As trapalhadas da Proclamação da República: corporativismo, fake news e traições
J. B. Pontes (*)
Inegável que D. Pedro II foi um governante culto, honrado, honesto e comprometido com os interesses do Brasil. E sensível à causa dos mais pobres, inclusive os escravos. Lutou, a despeito de uma classe política desqualificada e dos poderosos, pela grandeza do País, pela educação e pela igualdade social e econômica. Sua deposição por um golpe militar – a Proclamação da República – foi um ato injusto e covarde, marcado por corporativismo, traições e fake news, só justificado pela ânsia dos militares pelo poder político.
A família real sofria desgastes políticos desde 1870, fato agravado pelo descontentamento da aristocracia rural pela abolição da escravidão, equivocadamente atribuída à Princesa Izabel.
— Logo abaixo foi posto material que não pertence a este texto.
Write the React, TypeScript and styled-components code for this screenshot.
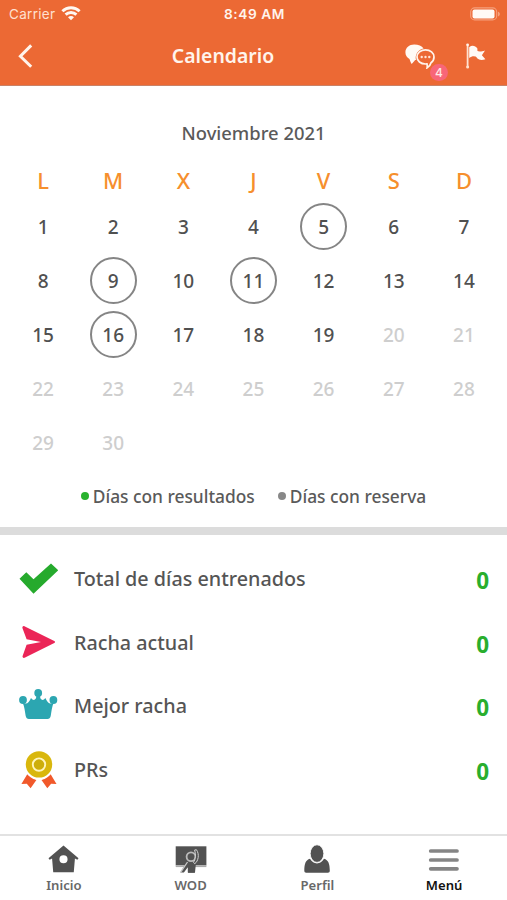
import React from "react";
import styled, { createGlobalStyle } from "styled-components";

const Global = createGlobalStyle`
  * { box-sizing: border-box; }
  body { margin: 0; background: #fff; }
`;

const Screen = styled.div`
  width: 507px;
  height: 900px;
  display: flex;
  flex-direction: column;
  overflow: hidden;
  background: #fff;
  color: #555;
  font-family: "Noto Sans", "Open Sans", sans-serif;
  font-weight: 500;
`;

const Header = styled.header`
  height: 86px;
  flex: none;
  background: #ec6934;
  border-bottom: 1px solid #c98267;
  color: #fff4ec;
`;

const StatusBar = styled.div`
  height: 27px;
  display: grid;
  grid-template-columns: 1fr auto 1fr;
  align-items: center;
  padding: 0 7px 0 9px;
  font-family: Inter, sans-serif;
  font-size: 13.5px;
`;

const Carrier = styled.div`
  display: flex;
  align-items: center;
  gap: 6px;
  font-weight: 400;
  letter-spacing: 0.3px;
  color: #ffe0d0;
`;

const Clock = styled.div`
  font-weight: 600;
  font-size: 13.7px;
  letter-spacing: 0.55px;
`;

const Battery = styled.div`
  display: flex;
  justify-content: flex-end;
`;

const NavBar = styled.div`
  height: 58px;
  display: grid;
  grid-template-columns: 127px 192px 1fr;
  align-items: center;
`;

const BackButton = styled.button`
  display: flex;
  border: 0;
  padding: 0 0 0 17px;
  background: none;
`;

const Title = styled.h1`
  margin: 0;
  font-size: 19.4px;
  line-height: 26px;
  font-weight: 600;
  text-align: center;
`;

const Actions = styled.div`
  display: flex;
  align-items: center;
  gap: 31px;
  padding-left: 86px;
`;

const Chat = styled.div`
  position: relative;
  display: flex;
`;

const Badge = styled.span`
  position: absolute;
  left: 25px;
  top: 20px;
  width: 18px;
  height: 17px;
  border-radius: 9px;
  background: #f86678;
  color: #ffe9e6;
  font: 500 12px/17px Inter, sans-serif;
  text-align: center;
`;

const Calendar = styled.section`
  height: 441px;
  flex: none;
  padding: 34px 8px 0;
`;

const Month = styled.h2`
  margin: 0;
  height: 25px;
  line-height: 25px;
  font-size: 18.4px;
  font-weight: 500;
  text-align: center;
  color: #5a5a5a;
`;

const Week = styled.div`
  display: grid;
  grid-template-columns: repeat(7, 1fr);
  justify-items: center;
  align-items: center;
`;

const Weekdays = styled(Week)`
  height: 54px;
  margin-top: 8px;
  color: #f68f2d;
  font-size: 22px;
`;

const Days = styled(Week)`
  grid-auto-rows: 53.8px;
  margin-top: -7px;
  font-size: 19px;
`;

const Day = styled.span<{ $muted: boolean; $reserved: boolean }>`
  width: 47px;
  height: 47px;
  display: flex;
  align-items: center;
  justify-content: center;
  padding-top: 1px;
  border: 2px solid ${(p) => (p.$reserved ? "#858585" : "transparent")};
  border-radius: 50%;
  color: ${(p) => (p.$muted ? "#cecece" : "#505050")};
`;

const Legend = styled.div`
  display: flex;
  justify-content: center;
  gap: 23px;
  margin-top: 15px;
  line-height: 24px;
  font-size: 17.35px;
  color: #5a5a5a;
`;

const LegendItem = styled.div<{ $color: string }>`
  display: flex;
  align-items: center;
  gap: 4px;
  white-space: nowrap;
  &::before {
    content: "";
    width: 8px;
    height: 8px;
    border-radius: 50%;
    background: ${(p) => p.$color};
  }
`;

const Divider = styled.div`
  height: 8px;
  flex: none;
  background: #dcdcdc;
`;

const Stats = styled.section`
  flex: 1;
  padding: 12px 18px 0 18px;
`;

const Stat = styled.div`
  height: 63.6px;
  display: flex;
  align-items: center;
  font-size: 19.75px;
`;

const StatIcon = styled.div`
  width: 56px;
  display: flex;
`;

const StatValue = styled.span`
  margin: 4px 0 0 auto;
  color: #29ae2d;
  font-family: "Open Sans", sans-serif;
  font-size: 22.5px;
  font-weight: 700;
`;

const Tabs = styled.nav`
  height: 66px;
  flex: none;
  display: grid;
  grid-template-columns: repeat(4, 1fr);
  border-top: 2px solid #e2e2e2;
`;

const Tab = styled.div<{ $active?: boolean }>`
  display: flex;
  flex-direction: column;
  align-items: center;
  padding: 8px 0 0 1px;
  color: ${(p) => (p.$active ? "#111" : "#686868")};
  font-size: 13.1px;
  font-weight: 600;
  line-height: 18px;
  svg { margin-bottom: 2px; }
`;

const WifiIcon = () => (
  <svg width="20" height="15" viewBox="0 0 20 15" fill="none" stroke="#fff8f2" strokeWidth="2.9">
    <path d="M1.4 5.3C6.2.6 13.8.6 18.6 5.3" />
    <path d="M4.6 8.6c3-2.9 7.8-2.9 10.8 0" />
    <path d="M7 11.3c1.7-1.6 4.3-1.6 6 0l-3 3z" fill="#fff8f2" stroke="none" />
  </svg>
);

const BatteryIcon = () => (
  <svg width="31" height="14" viewBox="0 0 31 14">
    <rect x="1.7" y=".9" width="26" height="12" rx="4" fill="none" stroke="#f5a07c" strokeWidth="1.1" />
    <rect x="3.5" y="2.5" width="22" height="9" rx="2" fill="#fffaf5" />
    <path d="M29.2 4.7c2 .7 2 4 0 4.7z" fill="#f7ae8e" />
  </svg>
);

const BackIcon = () => (
  <svg width="17" height="26" viewBox="0 0 17 26" fill="none" stroke="#fff4ec" strokeWidth="3">
    <path d="M14.2 2.4L3.4 13.2l10.8 10.6" />
  </svg>
);

const ChatIcon = () => (
  <svg width="30" height="25" viewBox="0 0 30 25">
    <path d="M9.2.5C4.2.5.4 3.8.4 8.2c0 3 1.6 5.4 4.1 6.8.6 1.8 1 3.4 2.2 5.1l3.5-4h.8C9.7 10.4 13 5.6 18.6 4.4 16.8 2.2 13.4.5 9.2.5z" fill="#fffaf5" />
    <path d="M20.5 5.8c-4.8 0-8.5 3.2-8.5 7.2s3.7 7 8.5 7c.5 0 1 0 1.5-.1.3 1.6.4 2.7.1 4 1.9-1.3 3.4-3 3.9-5.2 1.9-1.3 3-3.4 3-5.7 0-4-3.7-7.2-8.5-7.2z" fill="none" stroke="#fff4ec" strokeWidth="1.7" />
    <g fill="#ffe5d7"><circle cx="16.7" cy="13" r="1.2" /><circle cx="20.5" cy="13" r="1.2" /><circle cx="24.3" cy="13" r="1.2" /></g>
  </svg>
);

const FlagIcon = () => (
  <svg width="20" height="26" viewBox="0 0 20 26">
    <path d="M1.6 2v22" stroke="#ffe1d0" strokeWidth="1.8" />
    <circle cx="1.6" cy="1.8" r="1.4" fill="#fff4ec" /><circle cx="1.6" cy="24" r="1.5" fill="#ffe1d0" />
    <path d="M3.2 4.2c3-2.4 6-1.4 8.2 1.2v9.4c-2.4-2-5.1-2-8.2.1z" fill="#fffaf5" />
    <path d="M10.8 7.8c2.700 1.300 5 .7 8.200-.4l-3.100 4.800 3.500 4c-3.700 1.400-6 1-8.600-1.100z" fill="#fffaf5" />
  </svg>
);

const CheckIcon = () => (
  <svg width="40" height="32" viewBox="0 0 40 32">
    <path d="M1.5 15.8l6.8-6.5 7.2 7L33 .4l7.2 6.8-24.7 23.6z" fill="#26aa2d" />
  </svg>
);

const SendIcon = () => (
  <svg width="40" height="34" viewBox="0 0 40 34">
    <path d="M6.4 1.2L36.3 16.1c1 .5 1 1.3 0 1.8L6.6 32.8c-1.3.5-2.4-.5-2-1.8l4-11.3L23 17 8.6 14.2l-4.1-11c-.5-1.4.6-2.6 1.9-2z" fill="#eb2557" />
  </svg>
);

const CrownIcon = () => (
  <svg width="40" height="34" viewBox="0 0 40 34" fill="#2ca6b1">
    <circle cx="5" cy="11" r="3.9" /><circle cx="20.2" cy="3.9" r="3.9" /><circle cx="35.4" cy="11" r="3.9" />
    <path d="M4.500 13.500c4 2.500 6.500.5 8.500-4.500 2.500 3.500 5.500 2 5.500-3h3.400c0 5 3 6.500 5.500 3 2 5 4.500 7 8.500 4.500-2 3.500-2.400 9-3.200 13.500-.4 2.100-1.500 3-3.200 3H10.900c-1.700 0-2.800-.9-3.200-3-.8-4.500-1.200-10-3.200-13.500z" />
  </svg>
);

const MedalIcon = () => (
  <svg width="40" height="38" viewBox="0 0 40 38">
    <path d="M9.4 23l9 6-5.800 8.200-3.800-4.400-5.400.2zM32.500 23l-9 6 5.800 8.200 3.800-4.400 5.400.2z" fill="#f1592b" />
    <circle cx="21" cy="14.500" r="14.600" fill="#fff" />
    <circle cx="21" cy="13.400" r="13.200" fill="#d9b70c" />
    <circle cx="21" cy="13.600" r="6.200" fill="#cdae0b" stroke="#fff5bd" strokeWidth="1.900" />
  </svg>
);

const HomeIcon = () => (
  <svg width="31" height="30" viewBox="0 0 32 30" fill="#525252">
    <path fillRule="evenodd" d="M16 1L31.500 14.200l-1.200 1.700-2.500-1.400-1.200 14.200H5.400L4.200 14.500l-2.500 1.400L.5 14.200zM16 11a4.200 4.200 0 100 8.400 4.200 4.200 0 000-8.400z" />
  </svg>
);

const BoardIcon = () => (
  <svg width="32" height="30" viewBox="0 0 32 30">
    <path d="M.7 2.300h30.700v19H.7z" fill="#525252" />
    <path d="M.7 21.300h30.700v1.800H.7z" fill="#aaa" />
    <path d="M5.300 28.500l6.800-11.100c3 .8 7.300-.4 9.500-4.400L20 28.500h-7.200v-5.300l-3.900 5.300z" fill="#525252" />
    <path d="M5.600 28.300l6.900-10.300" stroke="#c9c9c9" strokeWidth="1.300" />
    <circle cx="16" cy="12.700" r="4.400" fill="#525252" stroke="#bbb" strokeWidth="1.800" />
    <path d="M19.600 6l1.800-.3c3.300 4.500 2 11.400-1.700 14.100l-1.200-1.500c2.200-3.200 2.700-7.200 1.100-12.300z" fill="#525252" stroke="#d3d3d3" />
    <path d="M13 20.500h6.800v8.300H13z" fill="#525252" />
  </svg>
);

const ProfileIcon = () => (
  <svg width="32" height="30" viewBox="0 0 32 30" fill="#525252">
    <path d="M9 14.800c3.500 6.200 10.500 6.200 14 0 4.400 1.300 5.700 5 5.800 11.900 0 1.300-.7 2-1.900 2H5.200c-1.200 0-1.900-.7-1.900-2 .1-6.900 1.300-10.600 5.700-11.900z" />
    <ellipse cx="16" cy="9.600" rx="6.800" ry="8.800" stroke="#fff" strokeWidth=".8" />
  </svg>
);

const MenuIcon = () => (
  <svg width="32" height="30" viewBox="0 0 32 30" stroke="#858585" strokeWidth="3.700" strokeLinecap="round">
    <path d="M2.700 7h26.300M2.700 16h26.300M2.700 24.800h26.300" />
  </svg>
);

const reservedDays = [5, 9, 11, 16];
const today = 19;

const stats = [
  { label: "Total de días entrenados", value: 0, icon: <CheckIcon /> },
  { label: "Racha actual", value: 0, icon: <SendIcon /> },
  { label: "Mejor racha", value: 0, icon: <CrownIcon /> },
  { label: "PRs", value: 0, icon: <MedalIcon /> },
];

export default function App() {
  return (
    <>
      <Global />
      <Screen>
        <Header>
          <StatusBar>
            <Carrier>Carrier <WifiIcon /></Carrier>
            <Clock>8:49 AM</Clock>
            <Battery><BatteryIcon /></Battery>
          </StatusBar>
          <NavBar>
            <BackButton aria-label="Volver"><BackIcon /></BackButton>
            <Title>Calendario</Title>
            <Actions>
              <Chat><ChatIcon /><Badge>4</Badge></Chat>
              <FlagIcon />
            </Actions>
          </NavBar>
        </Header>
        <Calendar>
          <Month>Noviembre 2021</Month>
          <Weekdays>
            {["L", "M", "X", "J", "V", "S", "D"].map((d) => <span key={d}>{d}</span>)}
          </Weekdays>
          <Days>
            {Array.from({ length: 30 }, (_, i) => i + 1).map((d) => (
              <Day key={d} $muted={d > today} $reserved={reservedDays.includes(d)}>{d}</Day>
            ))}
          </Days>
          <Legend>
            <LegendItem $color="#29b22e">Días con resultados</LegendItem>
            <LegendItem $color="#888">Días con reserva</LegendItem>
          </Legend>
        </Calendar>
        <Divider />
        <Stats>
          {stats.map((s) => (
            <Stat key={s.label}>
              <StatIcon>{s.icon}</StatIcon>
              {s.label}
              <StatValue>{s.value}</StatValue>
            </Stat>
          ))}
        </Stats>
        <Tabs>
          <Tab><HomeIcon />Inicio</Tab>
          <Tab><BoardIcon />WOD</Tab>
          <Tab><ProfileIcon />Perfil</Tab>
          <Tab $active><MenuIcon />Menú</Tab>
        </Tabs>
      </Screen>
    </>
  );
}
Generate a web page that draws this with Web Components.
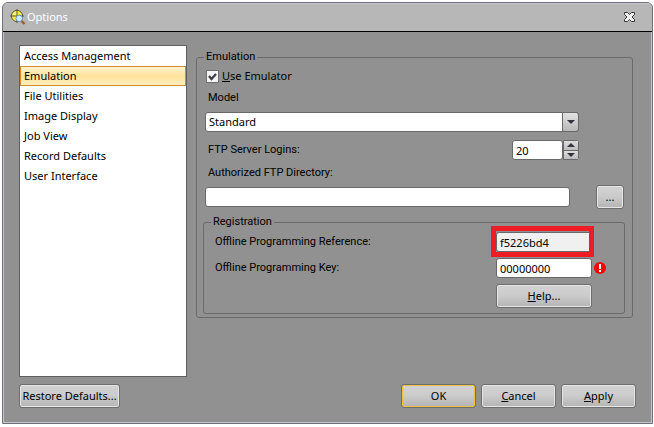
<!DOCTYPE html>
<html lang="en">
<head>
<meta charset="utf-8">
<title>Options</title>
<style>
    body {
        margin: 0;
        background: #fff;
        color: #000;
        font: 11px/16px "Noto Sans", "Open Sans", sans-serif;
    }
</style>
</head>
<body>
<options-dialog></options-dialog>

<script>
const baseStyle = `
    * {
        box-sizing: border-box;
        margin: 0;
    }
    input, select, button {
        font: inherit;
        color: inherit;
    }
    .caption {
        font-family: Roboto, "Liberation Sans", sans-serif;
    }
    .box {
        height: 20px;
        min-width: 0;
        padding: 0 3px;
        border: 1px solid #686868;
        border-radius: 3px;
        background: #fff;
        outline: none;
    }
`;

class ActionButton extends HTMLElement {
    constructor() {
        super();
        this.attachShadow({mode: "open"}).innerHTML = `
            <style>
                ${baseStyle}
                :host {
                    display: block;
                    width: 75px;
                }
                button {
                    display: block;
                    width: 100%;
                    height: 24px;
                    padding: 0;
                    border: 1px solid #6e6e6e;
                    border-radius: 3px;
                    background: linear-gradient(#d2d2d2, #cccccc 45%, #b4b4b4);
                    box-shadow: inset 0 0 0 1px #e6e6e6;
                    white-space: nowrap;
                }
                :host([default]) button {
                    box-shadow: inset 0 0 0 1px #f0c040;
                }
            </style>
            <button type="button"><slot></slot></button>`;
    }
}
customElements.define("action-button", ActionButton);

class GroupBox extends HTMLElement {
    constructor() {
        super();
        this.attachShadow({mode: "open"}).innerHTML = `
            <style>
                ${baseStyle}
                :host {
                    display: block;
                }
                fieldset {
                    min-width: 0;
                    padding: 0;
                    border: 1px solid #6a6a6a;
                    border-radius: 3px;
                }
                legend {
                    margin-left: 7px;
                    padding: 0 2px;
                }
            </style>
            <fieldset>
                <legend class="caption">${this.getAttribute("label")}</legend>
                <slot></slot>
            </fieldset>`;
    }
}
customElements.define("group-box", GroupBox);

class NavList extends HTMLElement {
    constructor() {
        super();
        const current = this.getAttribute("current");
        const items = this.getAttribute("items").split(",");
        this.attachShadow({mode: "open"}).innerHTML = `
            <style>
                ${baseStyle}
                :host {
                    display: block;
                    box-sizing: border-box;
                    border: 1px solid #5f5f5f;
                    background: #fff;
                }
                button {
                    display: block;
                    width: 100%;
                    height: 20px;
                    padding: 0 3px;
                    border: 1px solid transparent;
                    background: none;
                    text-align: left;
                }
                button[aria-current] {
                    border-color: #d68a2e;
                    background: linear-gradient(#fff3d0, #ffe29a 50%, #ffefbe);
                }
            </style>
            <nav>
                ${items.map(item => `<button type="button" ${item === current ? 'aria-current="true"' : ""}>${item}</button>`).join("")}
            </nav>`;
    }
}
customElements.define("nav-list", NavList);

class CheckField extends HTMLElement {
    constructor() {
        super();
        this.attachShadow({mode: "open"}).innerHTML = `
            <style>
                ${baseStyle}
                :host {
                    display: block;
                }
                label {
                    display: flex;
                    align-items: center;
                    gap: 3px;
                }
                input {
                    appearance: none;
                    width: 13px;
                    height: 13px;
                    border: 1px solid #707070;
                    background: #f4f4f4;
                }
                .tick {
                    display: grid;
                }
                .tick > * {
                    grid-area: 1 / 1;
                }
                svg {
                    pointer-events: none;
                }
                input:not(:checked) + svg {
                    display: none;
                }
            </style>
            <label>
                <span class="tick">
                    <input type="checkbox" checked>
                    <svg width="13" height="13" viewBox="0 0 13 13"><path d="M3 6 L5.5 9 L10 4" fill="none" stroke="#3c3c44" stroke-width="2.2"/></svg>
                </span>
                <span><slot></slot></span>
            </label>`;
    }
}
customElements.define("check-field", CheckField);

class ModelField extends HTMLElement {
    constructor() {
        super();
        this.attachShadow({mode: "open"}).innerHTML = `
            <style>
                ${baseStyle}
                :host {
                    display: block;
                }
                label {
                    display: block;
                    padding-left: 3px;
                    margin-bottom: 6px;
                }
                .combo {
                    display: grid;
                    grid-template-columns: 1fr 17px;
                }
                select {
                    grid-area: 1 / 1 / 2 / 3;
                    appearance: none;
                    width: 100%;
                }
                .arrow {
                    grid-area: 1 / 2;
                    display: flex;
                    align-items: center;
                    justify-content: center;
                    border: 1px solid #686868;
                    border-radius: 0 3px 3px 0;
                    background: linear-gradient(#e2e2e2, #b8b8b8);
                    pointer-events: none;
                }
            </style>
            <label class="caption" for="model">Model</label>
            <div class="combo">
                <select class="box" id="model"><option>Standard</option></select>
                <span class="arrow"><svg width="8" height="4"><path d="M0 0H8L4 4Z" fill="#33333b"/></svg></span>
            </div>`;
    }
}
customElements.define("model-field", ModelField);

class SpinField extends HTMLElement {
    constructor() {
        super();
        this.attachShadow({mode: "open"}).innerHTML = `
            <style>
                ${baseStyle}
                :host {
                    display: flex;
                    align-items: center;
                    justify-content: space-between;
                    padding-left: 3px;
                }
                .spin {
                    display: flex;
                    width: 67px;
                    height: 20px;
                }
                input {
                    flex: 1;
                    border-radius: 3px 0 0 3px;
                    border-right: 0;
                }
                .steps {
                    display: flex;
                    flex-direction: column;
                    width: 16px;
                    border: 1px solid #686868;
                    border-radius: 0 3px 3px 0;
                    background: #686868;
                    gap: 1px;
                }
                button {
                    flex: 1;
                    display: flex;
                    align-items: center;
                    justify-content: center;
                    min-height: 0;
                    padding: 0;
                    border: 0;
                    background: linear-gradient(#dedede, #bcbcbc);
                }
            </style>
            <label class="caption" for="logins">FTP Server Logins:</label>
            <div class="spin">
                <input class="box" id="logins" type="text" inputmode="numeric" value="20">
                <div class="steps">
                    <button type="button" aria-label="More"><svg width="8" height="4"><path d="M0 4H8L4 0Z" fill="#33333b"/></svg></button>
                    <button type="button" aria-label="Less"><svg width="8" height="4"><path d="M0 0H8L4 4Z" fill="#33333b"/></svg></button>
                </div>
            </div>`;
        const input = this.shadowRoot.querySelector("input");
        const [more, less] = this.shadowRoot.querySelectorAll("button");
        more.addEventListener("click", () => input.value = Number(input.value) + 1);
        less.addEventListener("click", () => input.value = Math.max(0, Number(input.value) - 1));
    }
}
customElements.define("spin-field", SpinField);

class PathField extends HTMLElement {
    constructor() {
        super();
        this.attachShadow({mode: "open"}).innerHTML = `
            <style>
                ${baseStyle}
                :host {
                    display: block;
                }
                label {
                    display: block;
                    padding-left: 3px;
                    margin-bottom: 4px;
                }
                .row {
                    display: flex;
                    align-items: center;
                    gap: 26px;
                }
                input {
                    flex: 1;
                }
                action-button {
                    width: 28px;
                }
            </style>
            <label class="caption" for="path">Authorized FTP Directory:</label>
            <div class="row">
                <input class="box" id="path" type="text">
                <action-button>...</action-button>
            </div>`;
    }
}
customElements.define("path-field", PathField);

class CodeField extends HTMLElement {
    constructor() {
        super();
        this.attachShadow({mode: "open"}).innerHTML = `
            <style>
                ${baseStyle}
                :host {
                    display: flex;
                    align-items: center;
                    justify-content: space-between;
                }
                .value {
                    position: relative;
                    width: 96px;
                }
                input {
                    display: block;
                    width: 100%;
                    padding: 0 2px;
                    border-color: #b4b4b4;
                    border-radius: 2px;
                }
                input[readonly] {
                    background: #f0f0f0;
                }
                /* frame around the marked value, drawn over its edges */
                :host([marked]) .value::after {
                    content: "";
                    position: absolute;
                    inset: -6px -2px -5px -5px;
                    border: 5px solid #ee1c25;
                    pointer-events: none;
                }
                svg {
                    position: absolute;
                    left: 98px;
                    top: 4px;
                }
                :host(:not([invalid])) svg {
                    display: none;
                }
            </style>
            <label class="caption" for="code">${this.getAttribute("label")}</label>
            <div class="value">
                <input class="box" id="code" type="text" value="${this.getAttribute("value")}" ${this.hasAttribute("marked") ? "readonly" : ""}>
                <svg width="12" height="12" viewBox="0 0 12 12">
                    <circle cx="6" cy="6" r="6" fill="#f00"/>
                    <path d="M5 2H7V7H5ZM5 8H7V10H5Z" fill="#fff"/>
                </svg>
            </div>`;
    }
}
customElements.define("code-field", CodeField);

class TitleBar extends HTMLElement {
    constructor() {
        super();
        this.attachShadow({mode: "open"}).innerHTML = `
            <style>
                ${baseStyle}
                :host {
                    box-sizing: border-box;
                    display: flex;
                    align-items: center;
                    height: 29px;
                    padding: 0 17px 0 7px;
                    border-bottom: 1px solid #000;
                    background: #b7b7b7;
                    box-shadow: inset 0 1px #c4c4cc;
                    color: #fff;
                }
                h1 {
                    flex: 1;
                    margin-left: 1px;
                    font: inherit;
                }
                svg {
                    display: block;
                }
                button {
                    padding: 0;
                    border: 0;
                    background: none;
                }
            </style>
            <svg width="16" height="16" viewBox="0 0 16 16">
                <circle cx="7" cy="7" r="5.6" fill="#ffee38" stroke="#5c5a3c"/>
                <path d="M7 0V14M0 7H14" stroke="#5c5a3c"/>
                <path d="M3.5 5.5L5.5 3.5M9 4L10.5 5" stroke="#fffbc0" stroke-width="1.5"/>
                <path d="M11.5 12L14.5 15" stroke="#a0582c" stroke-width="2.4"/>
                <circle cx="9.2" cy="9.4" r="3.3" fill="#c8ecff" stroke="#6b87b0"/>
            </svg>
            <h1>Options</h1>
            <button type="button" aria-label="Close">
                <svg width="11" height="10" viewBox="0 0 11 10">
                    <path d="M.5 .5H3.5L5.5 2.5L7.5 .5H10.5V2.5L8 5L10.5 7.5V9.5H7.5L5.5 7.5L3.5 9.5H.5V7.5L3 5L.5 2.5Z" fill="#f2f2f2" stroke="#3a3a3a"/>
                </svg>
            </button>`;
    }
}
customElements.define("title-bar", TitleBar);

class OptionsDialog extends HTMLElement {
    constructor() {
        super();
        this.attachShadow({mode: "open"}).innerHTML = `
            <style>
                ${baseStyle}
                :host {
                    box-sizing: border-box;
                    display: flex;
                    min-height: 100vh;
                    padding: 2px 1px 3px 2px;
                }
                .window {
                    flex: 1;
                    display: flex;
                    flex-direction: column;
                    border: 1px solid #70707c;
                    border-radius: 6px 6px 0 0;
                    background: #919191;
                    box-shadow: inset 0 0 0 1px #c4c4cc;
                    overflow: hidden;
                }
                form {
                    flex: 1;
                    display: flex;
                    flex-direction: column;
                    gap: 7px;
                    padding: 13px 16px 15px;
                }
                .main {
                    flex: 1;
                    display: flex;
                    gap: 9px;
                }
                nav-list {
                    width: 168px;
                }
                .settings {
                    flex: 1;
                    margin: 4px 3px 0 0;
                }
                .fields {
                    display: flex;
                    flex-direction: column;
                    padding: 3px 7px 3px 6px;
                }
                check-field {
                    margin: 0 3px 6px;
                }
                model-field, spin-field {
                    margin: 0 46px 8px 2px;
                }
                spin-field {
                    margin-bottom: 5px;
                }
                path-field {
                    margin: 0 1px 5px 2px;
                }
                .codes {
                    display: flex;
                    flex-direction: column;
                    gap: 6px;
                    padding: 2px 32px 5px 11px;
                }
                .codes action-button {
                    width: 96px;
                    align-self: flex-end;
                }
                footer {
                    display: flex;
                    gap: 5px;
                }
                .restore {
                    width: 101px;
                    margin-right: auto;
                }
            </style>
            <div class="window">
                <title-bar></title-bar>
                <form>
                    <div class="main">
                        <nav-list current="Emulation" items="Access Management,Emulation,File Utilities,Image Display,Job View,Record Defaults,User Interface"></nav-list>
                        <group-box class="settings" label="Emulation">
                            <div class="fields">
                                <check-field><u>U</u>se Emulator</check-field>
                                <model-field></model-field>
                                <spin-field></spin-field>
                                <path-field></path-field>
                                <group-box label="Registration">
                                    <div class="codes">
                                        <code-field marked label="Offline Programming Reference:" value="f5226bd4"></code-field>
                                        <code-field invalid label="Offline Programming Key:" value="00000000"></code-field>
                                        <action-button><u>H</u>elp...</action-button>
                                    </div>
                                </group-box>
                            </div>
                        </group-box>
                    </div>
                    <footer>
                        <action-button class="restore">Restore Defaults...</action-button>
                        <action-button default>OK</action-button>
                        <action-button><u>C</u>ancel</action-button>
                        <action-button><u>A</u>pply</action-button>
                    </footer>
                </form>
            </div>`;
    }
}
customElements.define("options-dialog", OptionsDialog);
</script>
</body>
</html>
É certo que os ideais republicanos excitavam o ânimo dos intelectuais e dos universitários. Ideais que, em verdade, nunca foram seguidos no Brasil.
A bravata de Ouro Preto
Segundo o historiador Paulo Rezzutti, tudo começou com atritos entre os militares e o governo, potencializados por uma bravata do então presidente do Conselho de Ministros, Visconde de Ouro Preto, a respeito do Marechal Deodoro, liderança militar que mais se insurgia contra os políticos: “… este prende-se e fuzila-se”.
O major Frederico Sólon, encarregado pelos republicanos, passou a espalhar boatos – fake news – de que Deodoro seria preso e que alguns corpos do Exército sediados no Rio de Janeiro seriam transferidos para outras províncias. A boataria chegou aos quartéis e três batalhões rebelaram-se em solidariedade ao Marechal. A rebelião, em princípio, objetivava somente a derrubada do Gabinete de Ministros. Ou seja, do governo, e não da monarquia.
Ouro Preto reuniu os ministros no Arsenal da Marinha para analisar a situação. Várias providências para conter a rebelião foram atribuídas ao Marechal Floriano Peixoto, que teoricamente estaria ao lado do governo. Este, no entanto, nada fez.
O Gabinete foi induzido a reunir-se no Quartel General do Exército, onde foi cercado pelas tropas rebeldes. Instado a reagir em defesa do governo, Floriano recusou-se. Ouro Preto teve que se render. As portas do QG foram, então, abertas aos militares rebelados. A esse respeito, disse Ouro Preto: “Fomos miseravelmente traídos. Chamaram-nos para esta ratoeira afim de que não pudéssemos organizar lá fora a resistência. Antes me houvessem matado!”.
O tiro no pé de D. Pedro II
Assim, em 15 de novembro de 1889, Deodoro, um monarquista admirador de D. Pedro II, subiu as escadas do QG do Exército dando vivas ao Imperador, declarando a derrubada do governo e a prisão dos Ministros.
Cientificado da situação por Ouro Preto, liberado para com ele conversar, Pedro II relutou em aceitá-la. Foi convencido, afinal, de que o golpe não tinha volta, e numa atitude impensada indicou Gaspar Silveira Martins para montar o novo gabinete. Um tiro no pé… Isso porque o gaúcho era inimigo de Deodoro, a quem havia acusado de crimes (não comprovados). Além disso, ambos disputaram o amor da Baronesa do Triunfo, Maria Adelaide de Andrade Neves Meireles, que acabou por preferir Silveira Martins.
Corporativismo, fake news e traições
Por isso, na noite de 15 de novembro, quando Deodoro soube da possível indicação do inimigo para primeiro-ministro, declarou proclamada a República. Seguiu-se o sítio ao Paço Imperial e a ordem do governo provisório para a família real deixar o País em 24 horas, motivada pelo medo de um contragolpe, que começava a ser articulado. A família real já estava na Europa quando recebeu a notícia do banimento.
Esta a origem e as motivações da nossa República: corporativismo, fake news e traições, assim como a sanha dos militares pelo mando político, elementos que persistem até hoje.